As you can see, I've had a fair amount of experience playing superheroes.  None of my characters ever had all the abilities I wanted them to have, but most of the time I didn't mind that too much.  I still think often of superhero games and how much I like them.  I have to say that I prefer Champions! to Mutants & Masterminds.  It's more complicated when it comes to combat - a single combat in Champions! can last for four hours of real time - but it's more versatile than M&M.  If our San Angelo campaign hadn't ended, I could have made Xcel into everything I wanted her to be.  I doubt I would ever have been able to do that with Fluxx or Jade Dragon.
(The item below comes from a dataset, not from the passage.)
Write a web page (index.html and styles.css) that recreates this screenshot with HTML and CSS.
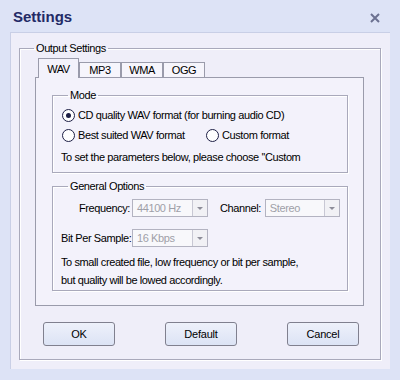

Someday I hope one of my GM friends will again want to run a superhero game.  I hope we'll be able to go bigger than the games I've participated in previously, which tended to focus only on fighting local problems.  Someday I want to be in something like the Justice League or the Avengers, fighting international and interplanetary threats.  I wouldn't mind if our characters were second string heroes, I'd just like to be able to fight off alien invasions or interdimensional threats alongside the big guns.  Let us defend the Earth against Darkseid or Magneto instead of some crime syndicate.  Let me play a character who starts out with most of the powers I want already in place. 

And while I have great nostalgia for my first superhero campaign and will always be grateful to the friend who let me join it, I hope my next superhero campaign lets me grow my character.  Not her powers, but her.  She needs a background that actually has an effect on the campaign, things and people to care about, and a life that involves more than four-hour combat sessions. 

Now I'll return to hoping that someday I get my wish, and planning for the next superhero I'll play.